--- Start Source data ---

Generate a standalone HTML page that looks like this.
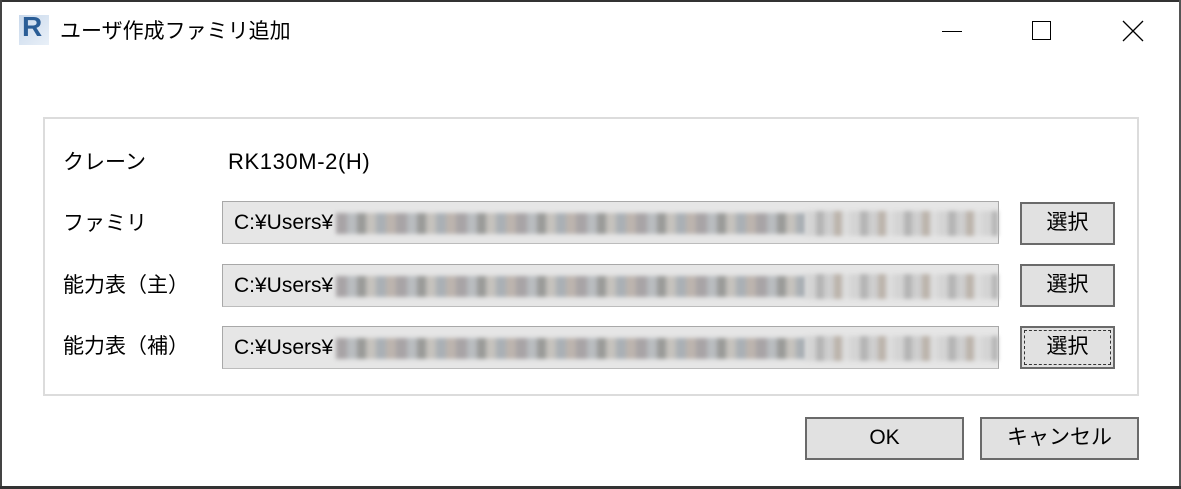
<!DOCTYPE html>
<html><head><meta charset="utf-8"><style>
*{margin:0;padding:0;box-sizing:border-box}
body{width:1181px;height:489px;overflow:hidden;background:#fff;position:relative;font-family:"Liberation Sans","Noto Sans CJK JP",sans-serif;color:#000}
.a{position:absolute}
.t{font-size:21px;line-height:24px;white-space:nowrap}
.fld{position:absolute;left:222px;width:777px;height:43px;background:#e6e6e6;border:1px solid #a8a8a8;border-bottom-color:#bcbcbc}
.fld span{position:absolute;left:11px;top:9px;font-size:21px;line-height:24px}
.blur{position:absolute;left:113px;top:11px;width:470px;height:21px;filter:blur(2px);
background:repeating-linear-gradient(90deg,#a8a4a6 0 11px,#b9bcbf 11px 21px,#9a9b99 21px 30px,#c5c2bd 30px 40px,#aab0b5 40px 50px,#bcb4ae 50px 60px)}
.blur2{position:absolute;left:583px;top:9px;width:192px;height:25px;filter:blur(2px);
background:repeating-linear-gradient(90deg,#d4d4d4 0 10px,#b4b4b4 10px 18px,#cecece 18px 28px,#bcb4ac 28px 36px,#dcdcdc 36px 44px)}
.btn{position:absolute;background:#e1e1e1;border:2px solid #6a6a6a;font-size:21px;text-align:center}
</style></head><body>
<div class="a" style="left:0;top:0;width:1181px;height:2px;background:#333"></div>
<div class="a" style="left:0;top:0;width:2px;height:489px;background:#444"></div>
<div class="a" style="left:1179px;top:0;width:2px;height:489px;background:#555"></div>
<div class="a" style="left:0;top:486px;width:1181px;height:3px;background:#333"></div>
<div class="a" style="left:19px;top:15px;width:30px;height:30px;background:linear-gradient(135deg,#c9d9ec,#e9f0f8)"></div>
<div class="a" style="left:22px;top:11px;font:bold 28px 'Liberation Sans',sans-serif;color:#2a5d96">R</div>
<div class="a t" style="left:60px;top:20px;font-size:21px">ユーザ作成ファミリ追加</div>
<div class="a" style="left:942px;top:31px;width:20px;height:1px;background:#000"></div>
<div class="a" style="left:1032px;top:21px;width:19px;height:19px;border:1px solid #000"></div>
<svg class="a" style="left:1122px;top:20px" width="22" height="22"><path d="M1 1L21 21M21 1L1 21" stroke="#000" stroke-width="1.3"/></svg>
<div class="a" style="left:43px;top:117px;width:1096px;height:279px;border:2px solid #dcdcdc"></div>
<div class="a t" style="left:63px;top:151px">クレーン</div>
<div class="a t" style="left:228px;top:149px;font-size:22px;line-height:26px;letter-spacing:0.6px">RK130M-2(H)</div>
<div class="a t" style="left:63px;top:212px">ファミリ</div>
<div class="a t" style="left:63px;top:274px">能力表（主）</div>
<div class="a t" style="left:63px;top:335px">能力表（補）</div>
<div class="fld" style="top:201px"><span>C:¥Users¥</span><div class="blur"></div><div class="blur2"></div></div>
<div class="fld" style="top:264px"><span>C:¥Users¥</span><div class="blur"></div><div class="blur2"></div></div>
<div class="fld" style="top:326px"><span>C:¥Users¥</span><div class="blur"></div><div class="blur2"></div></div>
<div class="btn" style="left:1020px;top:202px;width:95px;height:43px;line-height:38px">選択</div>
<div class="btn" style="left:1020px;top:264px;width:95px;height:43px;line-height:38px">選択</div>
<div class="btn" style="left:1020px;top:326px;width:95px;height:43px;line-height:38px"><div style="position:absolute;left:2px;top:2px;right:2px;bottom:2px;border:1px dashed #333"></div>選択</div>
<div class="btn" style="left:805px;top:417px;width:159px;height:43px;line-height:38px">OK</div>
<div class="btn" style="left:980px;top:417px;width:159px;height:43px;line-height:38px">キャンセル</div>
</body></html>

--- End Source data ---

• _Short problem_:
Leave the pictures out, and print every line of the listing exactly as written.

• _Finished exercise_:
Generate a standalone HTML page that looks like this.
<!DOCTYPE html>
<html><head><meta charset="utf-8"><style>
*{margin:0;padding:0;box-sizing:border-box}
body{width:1181px;height:489px;overflow:hidden;background:#fff;position:relative;font-family:"Liberation Sans","Noto Sans CJK JP",sans-serif;color:#000}
.a{position:absolute}
.t{font-size:21px;line-height:24px;white-space:nowrap}
.fld{position:absolute;left:222px;width:777px;height:43px;background:#e6e6e6;border:1px solid #a8a8a8;border-bottom-color:#bcbcbc}
.fld span{position:absolute;left:11px;top:9px;font-size:21px;line-height:24px}
.blur{position:absolute;left:113px;top:11px;width:470px;height:21px;filter:blur(2px);
background:repeating-linear-gradient(90deg,#a8a4a6 0 11px,#b9bcbf 11px 21px,#9a9b99 21px 30px,#c5c2bd 30px 40px,#aab0b5 40px 50px,#bcb4ae 50px 60px)}
.blur2{position:absolute;left:583px;top:9px;width:192px;height:25px;filter:blur(2px);
background:repeating-linear-gradient(90deg,#d4d4d4 0 10px,#b4b4b4 10px 18px,#cecece 18px 28px,#bcb4ac 28px 36px,#dcdcdc 36px 44px)}
.btn{position:absolute;background:#e1e1e1;border:2px solid #6a6a6a;font-size:21px;text-align:center}
</style></head><body>
<div class="a" style="left:0;top:0;width:1181px;height:2px;background:#333"></div>
<div class="a" style="left:0;top:0;width:2px;height:489px;background:#444"></div>
<div class="a" style="left:1179px;top:0;width:2px;height:489px;background:#555"></div>
<div class="a" style="left:0;top:486px;width:1181px;height:3px;background:#333"></div>
<div class="a" style="left:19px;top:15px;width:30px;height:30px;background:linear-gradient(135deg,#c9d9ec,#e9f0f8)"></div>
<div class="a" style="left:22px;top:11px;font:bold 28px 'Liberation Sans',sans-serif;color:#2a5d96">R</div>
<div class="a t" style="left:60px;top:20px;font-size:21px">ユーザ作成ファミリ追加</div>
<div class="a" style="left:942px;top:31px;width:20px;height:1px;background:#000"></div>
<div class="a" style="left:1032px;top:21px;width:19px;height:19px;border:1px solid #000"></div>
<svg class="a" style="left:1122px;top:20px" width="22" height="22"><path d="M1 1L21 21M21 1L1 21" stroke="#000" stroke-width="1.3"/></svg>
<div class="a" style="left:43px;top:117px;width:1096px;height:279px;border:2px solid #dcdcdc"></div>
<div class="a t" style="left:63px;top:151px">クレーン</div>
<div class="a t" style="left:228px;top:149px;font-size:22px;line-height:26px;letter-spacing:0.6px">RK130M-2(H)</div>
<div class="a t" style="left:63px;top:212px">ファミリ</div>
<div class="a t" style="left:63px;top:274px">能力表（主）</div>
<div class="a t" style="left:63px;top:335px">能力表（補）</div>
<div class="fld" style="top:201px"><span>C:¥Users¥</span><div class="blur"></div><div class="blur2"></div></div>
<div class="fld" style="top:264px"><span>C:¥Users¥</span><div class="blur"></div><div class="blur2"></div></div>
<div class="fld" style="top:326px"><span>C:¥Users¥</span><div class="blur"></div><div class="blur2"></div></div>
<div class="btn" style="left:1020px;top:202px;width:95px;height:43px;line-height:38px">選択</div>
<div class="btn" style="left:1020px;top:264px;width:95px;height:43px;line-height:38px">選択</div>
<div class="btn" style="left:1020px;top:326px;width:95px;height:43px;line-height:38px"><div style="position:absolute;left:2px;top:2px;right:2px;bottom:2px;border:1px dashed #333"></div>選択</div>
<div class="btn" style="left:805px;top:417px;width:159px;height:43px;line-height:38px">OK</div>
<div class="btn" style="left:980px;top:417px;width:159px;height:43px;line-height:38px">キャンセル</div>
</body></html>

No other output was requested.